La abuela había muerto, ya no estaría más. La patriarca del hogar se despedida después de veinte meses de agonía alternados de una camilla de hospital e hijas que hacían como enfermeras domiciliarias. Entre un ir y venir de rezos, amuletos, jarabes de cicuta, el transporte público, la lentitud de los días, lágrimas de esperanza, las golosinas escondidas, abrazos de los nietos. Su cuerpo cayó adormecido en el gélido de la muerte por un cáncer que calcinaban las células de sus riñones. Mamá lloraba, yo no lo entendía hasta que sus ojos me causaban repugnancia.El tío fornido con brazos de hierro, vulnerable, caminaba en pequeños círculos alrededor del ataúd como queriendo intercambiar de profesión; el sería el muerto y abuela con dientes de leche tendría otro pequeño suspiro para vivir, pero yo no lo entendía. Mis tías que vestían de fino algodón negro, no sé si por la difunta o por la soledad de no tener un hombre que reviviera sus cuerpos flácidos y gordos traían ramilletes enormes de flores de todo los tipos y colores. Una de ellas me puso la palma de la mano en mi cabello y frotándolo me hablaba entre el llanto y moquidos que más bien causaban miedo – Hijo, lástima que no la recuerdes como nosotros, ella te quería mucho – me dijo, pero yo no lo entendía.

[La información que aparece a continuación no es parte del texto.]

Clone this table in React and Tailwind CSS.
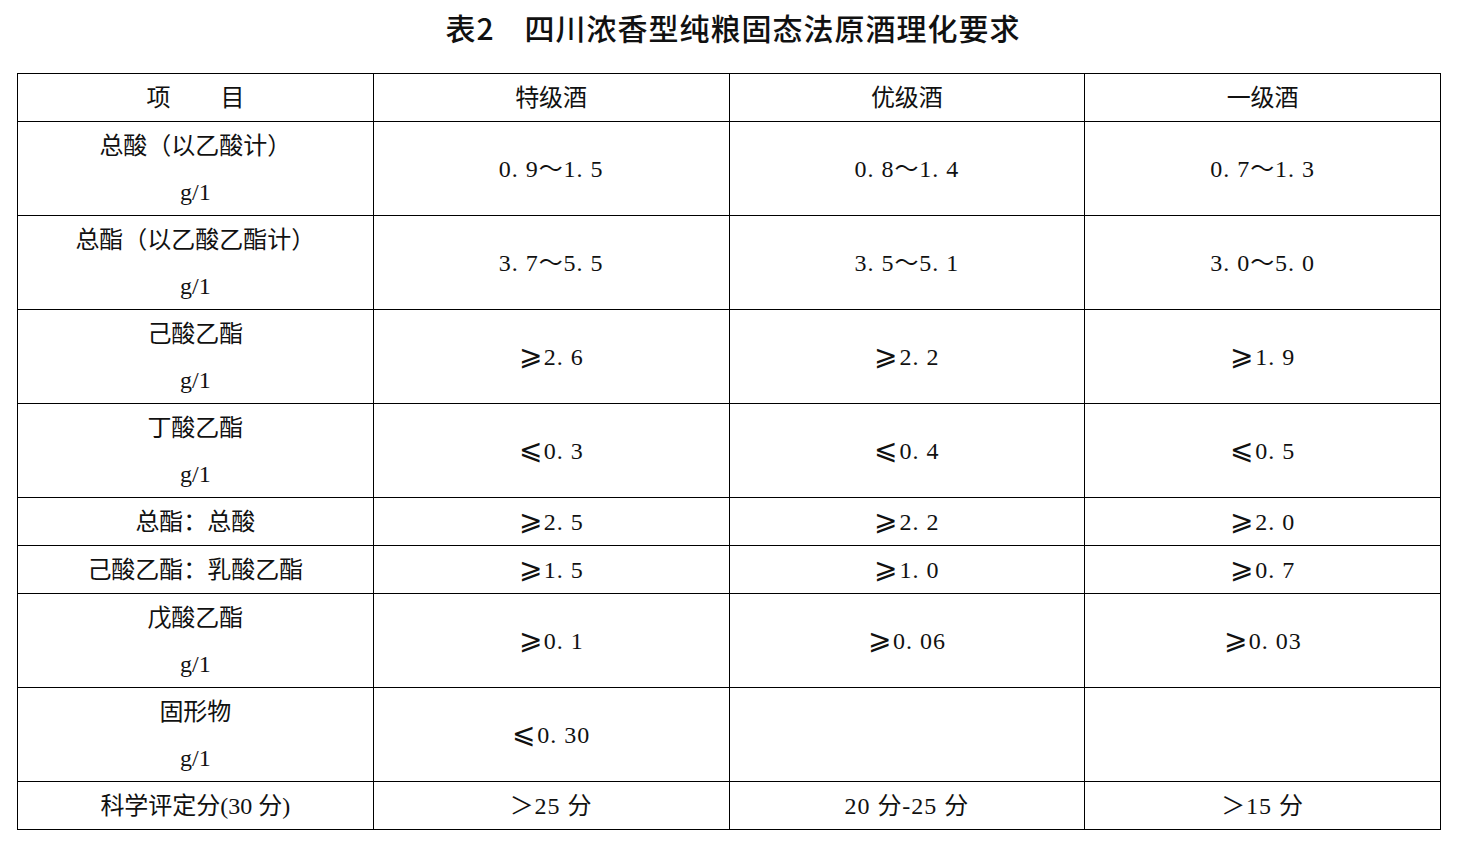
import React from 'react';

const rows = [
  { label: ['总酸（以乙酸计）', 'g/1'], vals: [['', '0. 9～1. 5'], ['', '0. 8～1. 4'], ['', '0. 7～1. 3']], tall: true },
  { label: ['总酯（以乙酸乙酯计）', 'g/1'], vals: [['', '3. 7～5. 5'], ['', '3. 5～5. 1'], ['', '3. 0～5. 0']], tall: true },
  { label: ['己酸乙酯', 'g/1'], vals: [['⩾', '2. 6'], ['⩾', '2. 2'], ['⩾', '1. 9']], tall: true },
  { label: ['丁酸乙酯', 'g/1'], vals: [['⩽', '0. 3'], ['⩽', '0. 4'], ['⩽', '0. 5']], tall: true },
  { label: ['总酯：总酸'], vals: [['⩾', '2. 5'], ['⩾', '2. 2'], ['⩾', '2. 0']] },
  { label: ['己酸乙酯：乳酸乙酯'], vals: [['⩾', '1. 5'], ['⩾', '1. 0'], ['⩾', '0. 7']] },
  { label: ['戊酸乙酯', 'g/1'], vals: [['⩾', '0. 1'], ['⩾', '0. 06'], ['⩾', '0. 03']], tall: true },
  { label: ['固形物', 'g/1'], vals: [['⩽', '0. 30'], ['', ''], ['', '']], tall: true },
  { label: ['科学评定分(30 分)'], vals: [['', '＞25 分'], ['', '20 分-25 分'], ['', '＞15 分']] },
];

const cell = 'border-[1.5px] border-black text-center align-middle p-0';

export default function App() {
  return (
    <div className="w-[1466px] h-[850px] bg-white text-[#111] pt-[10px]" style={{ fontFamily: '"Liberation Serif", "Noto Sans CJK SC", serif' }}>
      <h1
        className="text-center text-[30px] leading-[34px] font-medium tracking-[1px] h-[63px]"
        style={{ fontFamily: '"Noto Sans CJK SC", "Liberation Sans", sans-serif' }}
      >
        表2<span className="inline-block w-[30px]" />四川浓香型纯粮固态法原酒理化要求
      </h1>
      <table className="ml-[17px] w-[1424px] border-collapse table-fixed text-[24px]">
        <tbody>
          <tr className="h-[48px]">
            <td className={cell}>项<span className="inline-block w-[50px]" />目</td>
            <td className={cell}>特级酒</td>
            <td className={cell}>优级酒</td>
            <td className={cell}>一级酒</td>
          </tr>
          {rows.map((r, i) => (
            <tr key={i} className={r.tall ? 'h-[94px]' : 'h-[48px]'}>
              <td className={cell}>
                {r.label.map((l, j) => (
                  <div key={j} className="leading-[46px]">{l}</div>
                ))}
              </td>
              {r.vals.map(([sign, v], j) => (
                <td key={j} className={cell}>
                  <span className="leading-[30px]">
                    {sign && (
                      <span className="text-[28px] font-light mr-[2px]" style={{ fontFamily: '"DejaVu Serif", serif' }}>{sign}</span>
                    )}
                    <span className="tracking-[1px]">{v}</span>
                  </span>
                </td>
              ))}
            </tr>
          ))}
        </tbody>
      </table>
    </div>
  );
}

Por dos metros de ancho de una puerta de cuatro metros de altos vi aparecer tantos adultos y niños que se haría pequeño la ampliación de las familias chinas bajo el mandato de Mao Zedong. Todos nuevos: primos, abuelos, nietos, hermanos, cuñados, amigos cercanos, papa, mama, tías, todos ellos ya no tan tristes. Más bien a la llegada del apetito sonrisas hambrientas devoran las buenas historias de tantos años atrás compartidas. Todos juntos con sus problemas pero más alegres porque después de que el tiempo hubiera pasado se reunían una única vez para llorar a la anciana. Un nuevo pariente nacido de la nada se regocijaba proponiendo quien sería el siguiente, yo jugaba y corría con otros pequeños perdiéndonos en la selva frondosa de pantalones y faldas que con rostros y ademanes de rechazo nos miraban.
Una limosina de latas ajadas llego y el cajón fue subido. El auto a la cabeza de la procesión y el resto de dolientes a la cola hasta llegar a la iglesia del pueblo. La eucaristía siguió y bajo el crisol de un sol insoportable marchamos al cementerio en donde el polvo se convertiría en polvo. La lenta y rápida máquina de la pala realizaba su trabajo, una última vez el rostro pálido bajo el cristal hacia caer llantos quebradizos y el polen perdía su olor entre la tierra. Regresar a casa es lo único que queda con el compromiso de mañana ser un mejor hombre y ahora que lo recuerdo y lo entiendo, esa fue la última vez que estuvo toda la familia junta aunque fuera para llorar,y parecían alegres.